Parties & Get-Togethers
COOLEST MOM Recipe Challenge Finalist

Corn Cakes Olé

by Rebecca E.

1 (8.5 oz.) box corn muffin mix
1/3 cup creamed corn
1/3 cup sour cream
1/4 cup canned chopped green chilies
One large egg
2 José Olé® Chicken Monterey Burritos, sliced into four pieces each Burrito
4 slices American cheese, cut in half
1/4 cup shredded American cheese
Cooking spray oil

Preheat oven to 400°F.

Spray muffin tin wells thoroughly with oil. Set aside. In bowl, blend with spoon: muffin mix, creamed corn, sour cream, egg and chilies.
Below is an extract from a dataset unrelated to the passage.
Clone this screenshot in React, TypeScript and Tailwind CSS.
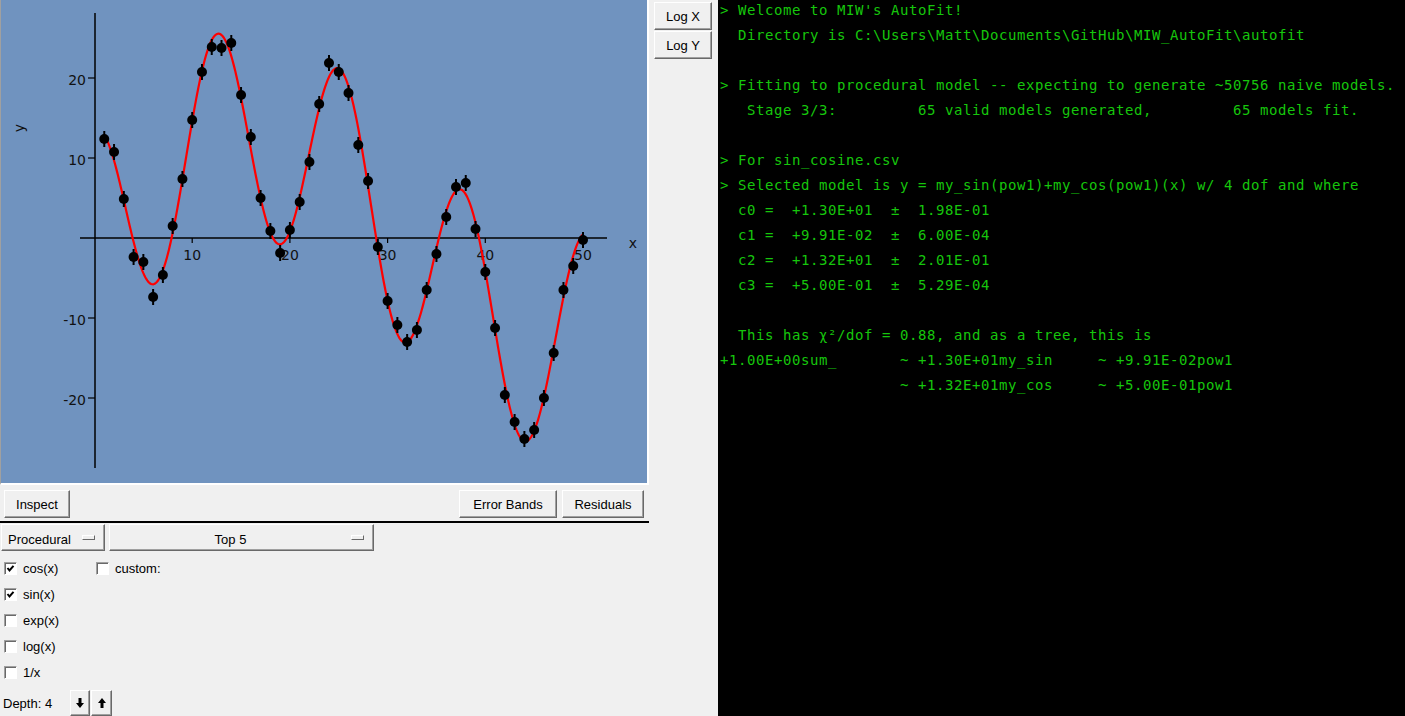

Batter will be lumpy. Place one Tablespoon muffin batter in bottom of each of eight muffin tin wells. Place one slice of Burrito in bottom of each well. Take one piece (1/2 slice) American cheese and fold in half and place on top of Burrito slice. Repeat with remaining cheese slices. Fill muffin cups with remaining corn muffin batter, to 2/3 full each well (do not fill to rim). Sprinkle the eight corn cups with the 1/4 cup shredded cheese, distributing evenly. Bake at 400° for 15 - 20 minutes or until golden brown on top. Remove from oven and cool slightly on rack. Serve hot or warm.